The end of the second World War ignited the spark of our consumer culture -- one that reached a conflagration by the 1980s as spending outpaced the median income and has ended, for many, in catastrophe in recent years. As heartbreaking as the job losses and foreclosures are, there is also a bright side to the downward economy -- Americans are beginning to see some value in the "less is more" adage.

RIP McMansions

The era of "bigger is better" has brought us the infamous McMansion, which Wikipedia defines as, "a pejorative term for large new houses which are judged as pretentious, tasteless, or badly designed for their neighborhood." They could otherwise be likened to the all-you-can-eat buffets of the building world. Or as Kim Derby writes for EcoSalon, they are "Poorly built and inauthentic, most look like they belong on a movie set because their facades are just that, a facade."

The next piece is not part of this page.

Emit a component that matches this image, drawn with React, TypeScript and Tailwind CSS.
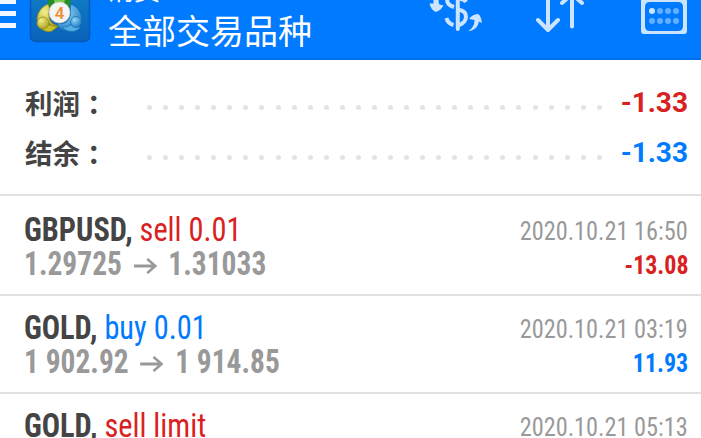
import type { ReactNode } from "react";

type Tone = "red" | "blue";

const toneClass: Record<Tone, string> = {
  red: "text-[#d92121]",
  blue: "text-[#007aff]",
};

interface Deal {
  symbol: string;
  action: string;
  tone: Tone;
  time: string;
  open?: string;
  close?: string;
  profit?: string;
  profitTone?: Tone;
}

const deals: Deal[] = [
  {
    symbol: "GBPUSD",
    action: "sell 0.01",
    tone: "red",
    time: "2020.10.21 16:50",
    open: "1.29725",
    close: "1.31033",
    profit: "-13.08",
    profitTone: "red",
  },
  {
    symbol: "GOLD",
    action: "buy 0.01",
    tone: "blue",
    time: "2020.10.21 03:19",
    open: "1 902.92",
    close: "1 914.85",
    profit: "11.93",
    profitTone: "blue",
  },
  {
    symbol: "GOLD",
    action: "sell limit",
    tone: "red",
    time: "2020.10.21 05:13",
  },
];

function Logo() {
  return (
    <svg className="ml-[13px] h-[44px] w-[62px] shrink-0" viewBox="0 0 62 44">
      <defs>
        <linearGradient id="tile" x1="0" y1="0" x2="0" y2="1">
          <stop offset="0" stopColor="#1183c9" />
          <stop offset="1" stopColor="#0a62b8" />
        </linearGradient>
        <radialGradient id="gold" cx="0.35" cy="0.3" r="0.8">
          <stop offset="0" stopColor="#f3ee8a" />
          <stop offset="1" stopColor="#a49a12" />
        </radialGradient>
        <radialGradient id="sky" cx="0.35" cy="0.3" r="0.8">
          <stop offset="0" stopColor="#8ed4f6" />
          <stop offset="1" stopColor="#1877c2" />
        </radialGradient>
      </defs>
      <rect x="1.500" y="-18" width="59" height="59.500" rx="5" fill="url(#tile)" stroke="#0659bd" strokeWidth="1.5" />
      <path d="M18 -4h25l-3 13H20z" fill="#258c2b" />
      <path d="M25 0h11l-2 7h-8z" fill="#78cb4b" />
      <path d="M19 4C12 7 8 13 8 20l8 2c5 1 8 4 8 8l6-4c-6-1-10-5-10-10-1-4 2-7-1-12z" fill="url(#gold)" stroke="#867f19" strokeWidth="0.8" />
      <path d="M9 25c3 5 9 8 14 6l6-5c-5 1-9-1-12-4z" fill="#c6c12d" stroke="#867f19" strokeWidth="0.7" />
      <circle cx="14" cy="23" r="6" fill="url(#gold)" stroke="#8d861a" strokeWidth="0.7" />
      <path d="M42 4c7 3 11 9 11 16l-7 2c-6 1-6 5-5 9-6 1-12-3-13-8 7 2 11-1 13-7 2-4-1-7 1-12z" fill="url(#sky)" stroke="#1668aa" strokeWidth="0.8" />
      <path d="M33 27c5 6 13 6 18 1l-5-8c-4 6-8 7-13 7z" fill="#4faee6" stroke="#1668aa" strokeWidth="0.7" />
      <circle cx="47" cy="22" r="5.500" fill="url(#sky)" stroke="#1769aa" strokeWidth="0.7" />
      <circle cx="30.500" cy="12.500" r="10.500" fill="#f4f4f2" stroke="#c9cdd0" strokeWidth="0.8" />
      <text x="30.500" y="18.500" textAnchor="middle" fontFamily="Roboto, sans-serif" fontSize="17" fontWeight="500" fill="#f08a30">
        4
      </text>
    </svg>
  );
}

function ToolbarIcons() {
  return (
    <svg className="ml-auto h-[36px] w-[275px] shrink-0" viewBox="0 0 275 36" fill="none" stroke="#cce4ff">
      {/* currency exchange */}
      <g strokeWidth="4">
        <path d="M31.800 -4v33" strokeLinecap="round" />
        <path d="M22 -3c-2 5 0 8 6 10" />
        <path d="M34 -1c3 0 5 1 6 3" />
        <path d="M32 9.500c6 1 8 4 8 7s-2 7.500-8 8.500" />
        <path d="M20.500 18c1 4 3 6 7 7" />
      </g>
      <path d="M7.500 -2v5.500H3.500c1 3.500 2 6 6 8.500 4-1 6-3 8-6.500l-4-1c-1-2-1-4-1-6.500z" fill="#cce4ff" stroke="none" />
      <path d="M42.500 31c4-3 6-6 6-11l-5.500-1c2-3 5-4.500 9-5 3 2 3.500 6 4 9l-3-1.500c-1 5-4 9-10.500 9.500z" fill="#cce4ff" stroke="none" />
      {/* sort arrows */}
      <path d="M122 -4v34M112 20l10 10 10-10M146 26.500V-6M136 3l10-9 10 9" strokeWidth="4" strokeLinecap="round" strokeLinejoin="round" />
      {/* calendar */}
      <path
        fillRule="evenodd"
        d="M215 -8h46v39q0 3-3 3h-40q-3 0-3-3zM224 2q-5 0-5 5v19q0 5 5 5h28q5 0 5-5V7q0-5-5-5z"
        fill="#cce4ff"
        stroke="none"
      />
      <path d="M219 -1h38" stroke="#7fbcff" strokeWidth="2" />
      <g stroke="none" fill="#66afff">
        <circle cx="226" cy="11" r="3" fill="#cce4ff" />
        <circle cx="234" cy="11" r="3" />
        <circle cx="242" cy="11" r="3" />
        <circle cx="250" cy="11" r="3" />
        <circle cx="226" cy="21" r="3" />
        <circle cx="234" cy="21" r="3" />
        <circle cx="242" cy="21" r="3" />
        <circle cx="250" cy="21" r="3" />
      </g>
    </svg>
  );
}

function Header() {
  return (
    <header className="flex h-[60px] shrink-0 items-start overflow-hidden border-b-2 border-[#0070eb] bg-[#007aff] text-white">
      <div className="flex w-4 shrink-0 flex-col gap-[7px]">
        <span className="h-1 bg-[#f0f7ff]" />
        <span className="h-[5px] bg-[#f0f7ff]" />
        <span className="h-[5px] bg-[#f0f7ff]" />
      </div>
      <Logo />
      <div className="-mt-[25px] ml-[17px] flex flex-col font-['Noto_Sans_CJK_SC',sans-serif] whitespace-nowrap">
        <span className="text-[26px] leading-[28px]">消费</span>
        <span className="mt-[7px] text-[34px] leading-[40px]">全部交易品种</span>
      </div>
      <ToolbarIcons />
    </header>
  );
}

function SummaryRow({ label, tone, children }: { label: string; tone: Tone; children: ReactNode }) {
  return (
    <div className="flex h-[50px] items-center pr-[13px] pl-[25px]">
      <span className="flex w-[122px] font-['Noto_Sans_CJK_SC',sans-serif] text-[27.500px] leading-[50px] font-bold text-[#444]">
        {label}
        <span className="pt-px font-['Noto_Sans_CJK_TC',sans-serif] leading-[50px]" lang="zh-TW">：</span>
      </span>
      <div className="mt-[11px] flex w-[455px] justify-between">
        {Array.from({ length: 29 }, (_, i) => (
          <span key={i} className="size-[5px] rounded-full bg-[#e4e4e4]" />
        ))}
      </div>
      <span className={`ml-auto pt-px text-[28px] leading-[50px] font-bold ${toneClass[tone]}`}>{children}</span>
    </div>
  );
}

function Arrow() {
  return (
    <svg className="mx-[13px] mt-1 h-4 w-[26px]" viewBox="0 0 26 16" fill="none" stroke="#999" strokeWidth="2.800">
      <path d="M0 8h24M15 1l9 7-9 7" />
    </svg>
  );
}

function DealRow({ deal }: { deal: Deal }) {
  return (
    <div className="h-[98px] shrink-0 border-b-2 border-[#e1e1e1] pt-[17px] pr-[13px] pl-6 font-stretch-condensed first:h-[100px] first:pt-[19px]">
      <div className="flex h-[30px] items-start justify-between">
        <p className="origin-left scale-x-[0.92] text-[33px] leading-[30px] whitespace-nowrap">
          <span className="font-bold text-[#444]">{deal.symbol},</span>{" "}
          <span className={toneClass[deal.tone]}>{deal.action}</span>
        </p>
        <span className="origin-right scale-x-[0.935] text-[26px] leading-[32px] text-[#999]">{deal.time}</span>
      </div>
      {deal.open && (
        <div className="mt-1 flex items-start justify-between font-bold">
          <p className="flex origin-left scale-x-[0.893] items-center text-[33px] leading-[30px] whitespace-nowrap text-[#999]">
            <span>{deal.open}</span>
            <Arrow />
            <span>{deal.close}</span>
          </p>
          <span
            className={`mt-px origin-right scale-x-[0.92] text-[26px] leading-[30px] ${toneClass[deal.profitTone ?? "red"]}`}
          >
            {deal.profit}
          </span>
        </div>
      )}
    </div>
  );
}

export default function App() {
  return (
    <div className="flex h-[438px] w-[701px] flex-col overflow-hidden bg-white font-['Roboto',sans-serif]">
      <Header />
      <section className="h-[136px] shrink-0 border-b-2 border-[#e1e1e1] pt-[17px]">
        <SummaryRow label="利润" tone="red">-1.33</SummaryRow>
        <SummaryRow label="结余" tone="blue">-1.33</SummaryRow>
      </section>
      <main>
        {deals.map((deal) => (
          <DealRow key={deal.time} deal={deal} />
        ))}
      </main>
    </div>
  );
}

Once ubiquitous on the suburban skyline, the days for McMansions may now be numbered, much like the way the mammoth Hummer has been pushed toward extinction.

Cindy Perman writes that the median home size has shrunk from 2,300 square feet in 2007 to 2,100 today. That may not seem like a huge jump, especially considering the average home size in the U.S. in the 1950s was 983 square feet, but the downward decline is a first in modern times and compared to the building frenzy that produced 10,000 square foot McMansions, it's definitely a step in the right direction. After all, the average family size has actually shrunk from 3.8 people in the '50s to 2.6 people today.